Chemistry

Galactose

Galactose

Galactose

Definition

Galactose is a monosaccharide commonly occurring in lactose and in certain pectins, gums, and mucilages. Its chemical formula: C6H12O6. It is a monosaccharide sugar that is less sweet than glucose and fructose. It is a C-4 epimer of glucose. It is usually found in nature combined with other sugars, as, for example, in lactose (milk sugar). Galactose is also found in complex carbohydrates (see polysaccharide) and in carbohydrate-containing lipids called glycolipids, which occur in the brain and other nervous tissues of most animals.

Galactose is not an essential nutrient, which means we do not need to get it from food to be healthy; galactose can be synthesized in the human body from glucose. Galactose is absorbed in the small intestine by the same mechanism as glucose that is by the help of SGLT-1 and GLUT-2 transport proteins in the small intestinal lining.

In the rare genetic disorder glucose-galactose malabsorption, the absorption of galactose and glucose is reduced.

 

Sources, Structure and Functions of Galactose

Galactose is an aldohexose that occurs naturally in the D-form in lactose, cerebrosides, gangliosides, and mucoproteins. The main dietary source of galactose is lactose from milk and yogurt, which is digested to galactose and glucose. Foods containing small amounts of free galactose include low-lactose or lactose-free milk, certain yogurts, cheeses, creams, ice creams and other foods artificially sweetened with galactose. Plain natural foods (fruits, vegetables, nuts, grains, fresh meats, eggs, milk) usually contain less than 0.3 g galactose per serving.Certain medications may contain galactose as filler.

Galactose exists in both open-chain and cyclic form. The open-chain form has a carbonyl at the end of the chain. Four isomers are cyclic, two of them with a pyranose (six-membered) ring, two with a furanose (five-membered) ring. Galactose is a monosaccharide. When combined with glucose (monosaccharide), through a condensation reaction, the result is the disaccharide lactose. The hydrolysis of lactose to glucose and galactose is catalyzed by the enzymes lactase and β-galactosidase. The latter is produced by the lac operon in Escherichia coli.

In the human body, most of the ingested galactose is converted to glucose, which can provide 4.1 kilocalories per gram of energy, which is about the same as sucrose.
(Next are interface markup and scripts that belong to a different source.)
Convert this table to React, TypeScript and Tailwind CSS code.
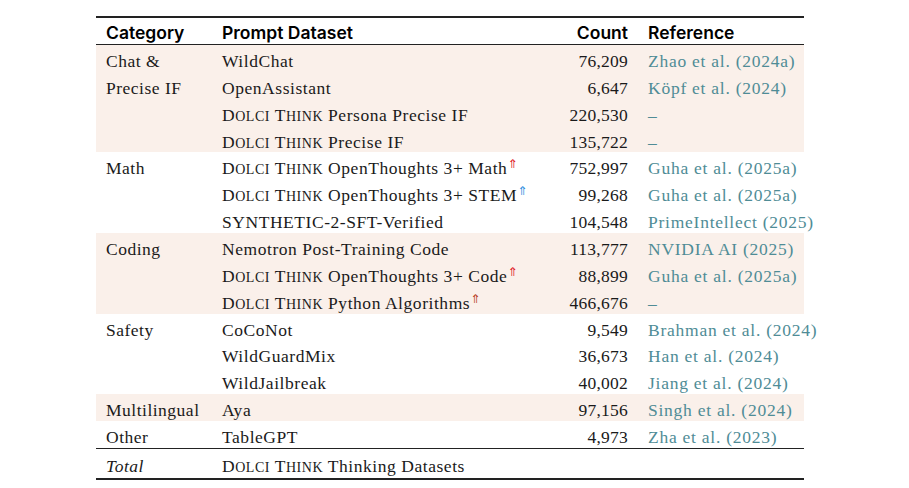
type Row = {
  cat?: string;
  name: React.ReactNode;
  count: string;
  refText: string;
};

type Group = { tint: boolean; rows: Row[] };

function SmallCaps({ first, rest }: { first: string; rest: string }) {
  return (
    <>
      {first}
      <span className="text-[0.8em]">{rest}</span>
    </>
  );
}

function Dolci({ suffix }: { suffix: string }) {
  return (
    <>
      <SmallCaps first="D" rest="OLCI" /> <SmallCaps first="T" rest="HINK" /> {suffix}
    </>
  );
}

function Arrow({ color }: { color: string }) {
  return (
    <span
      className="relative top-[-6px] inline-block text-[12px] leading-none tracking-normal [font-family:'DejaVu_Sans',sans-serif]"
      style={{ color }}
    >
      ⇑
    </span>
  );
}

const groups: Group[] = [
  {
    tint: true,
    rows: [
      { cat: "Chat &", name: "WildChat", count: "76,209", refText: "Zhao et al. (2024a)" },
      { cat: "Precise IF", name: "OpenAssistant", count: "6,647", refText: "Köpf et al. (2024)" },
      { name: <Dolci suffix="Persona Precise IF" />, count: "220,530", refText: "–" },
      { name: <Dolci suffix="Precise IF" />, count: "135,722", refText: "–" },
    ],
  },
  {
    tint: false,
    rows: [
      {
        cat: "Math",
        name: (
          <>
            <Dolci suffix="OpenThoughts 3+ Math" />
            <Arrow color="#e0202a" />
          </>
        ),
        count: "752,997",
        refText: "Guha et al. (2025a)",
      },
      {
        name: (
          <>
            <Dolci suffix="OpenThoughts 3+ STEM" />
            <Arrow color="#2f8fe0" />
          </>
        ),
        count: "99,268",
        refText: "Guha et al. (2025a)",
      },
      { name: "SYNTHETIC-2-SFT-Verified", count: "104,548", refText: "PrimeIntellect (2025)" },
    ],
  },
  {
    tint: true,
    rows: [
      { cat: "Coding", name: "Nemotron Post-Training Code", count: "113,777", refText: "NVIDIA AI (2025)" },
      {
        name: (
          <>
            <Dolci suffix="OpenThoughts 3+ Code" />
            <Arrow color="#e0202a" />
          </>
        ),
        count: "88,899",
        refText: "Guha et al. (2025a)",
      },
      {
        name: (
          <>
            <Dolci suffix="Python Algorithms" />
            <Arrow color="#b8401f" />
          </>
        ),
        count: "466,676",
        refText: "–",
      },
    ],
  },
  {
    tint: false,
    rows: [
      { cat: "Safety", name: "CoCoNot", count: "9,549", refText: "Brahman et al. (2024)" },
      { name: "WildGuardMix", count: "36,673", refText: "Han et al. (2024)" },
      { name: "WildJailbreak", count: "40,002", refText: "Jiang et al. (2024)" },
    ],
  },
  {
    tint: true,
    rows: [{ cat: "Multilingual", name: "Aya", count: "97,156", refText: "Singh et al. (2024)" }],
  },
  {
    tint: false,
    rows: [{ cat: "Other", name: "TableGPT", count: "4,973", refText: "Zha et al. (2023)" }],
  },
];

const cols = "grid grid-cols-[116px_346px_80px_166px]";

export default function App() {
  return (
    <div className="h-[488px] w-full overflow-hidden bg-white pt-[16px]">
      <div className="ml-[96px] w-[708px] border-t-2 border-[#222] text-[17.5px] text-[#1a1a1a] [font-family:'Liberation_Serif',serif]">
        <div
          className={`${cols} h-[27px] items-center border-b border-[#222] pt-[2px] text-[17.5px] font-semibold text-black [font-family:Inter,sans-serif]`}
        >
          <div className="px-[10px]">Category</div>
          <div className="px-[10px]">Prompt Dataset</div>
          <div className="px-[10px] text-right">Count</div>
          <div className="px-[10px]">Reference</div>
        </div>

        {groups.map((g, gi) => (
          <div key={gi} className={g.tint ? "bg-[#faf0ea]" : "bg-white"}>
            {g.rows.map((r, ri) => (
              <div key={ri} className={`${cols} h-[26.86px] items-center pt-[3px]`}>
                <div className="whitespace-nowrap px-[10px] tracking-[0.5px]">{r.cat}</div>
                <div className="whitespace-nowrap px-[10px] tracking-[0.55px]">{r.name}</div>
                <div className="px-[10px] text-right tracking-[0.25px]">{r.count}</div>
                <div className="whitespace-nowrap px-[10px] tracking-[0.75px] text-[#4f8c96]">{r.refText}</div>
              </div>
            ))}
          </div>
        ))}

        <div className={`${cols} h-[32px] items-center border-t border-b-2 border-[#222] pt-[4px]`}>
          <div className="px-[10px] italic tracking-[0.5px]">Total</div>
          <div className="whitespace-nowrap px-[10px] tracking-[0.55px]">
            <Dolci suffix="Thinking Datasets" />
          </div>
          <div className="px-[10px]" />
          <div className="px-[10px]" />
        </div>
      </div>
    </div>
  );
}
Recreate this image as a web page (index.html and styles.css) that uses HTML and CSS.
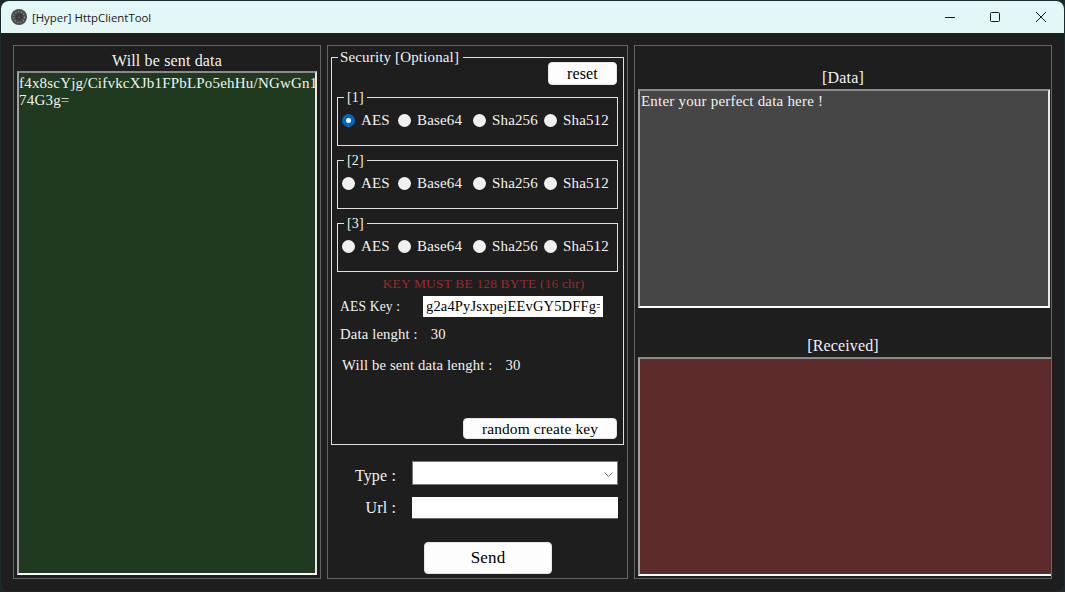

Galactose can bind to glucose to make lactose (in breast milk), to lipids to make glycolipids (for example, molecules that constitute blood groups A, B and AB), or to proteins to make glycoproteins (for example, in cell membranes).

 

Galactose Metabolism

Lactose hydrolysis by intestinal lactase leads to Gal release, together a glucose molecule. It is a β-(1→4)-glycosidic reaction. Lactase activity is present in a multifunctional enzyme containing also an active site capable of hydrolyzing milk glycolipids (ceramides to yield fatty acids and sphingosine). Also bacterial β-galactosidase in yogurt is able to convert milk sugar into its  constituent  monosaccharides.

Most of the absorbed galactose enters the liver, where it is mainly converted to glucose, which is then either incorporated into glycogen or used for energy.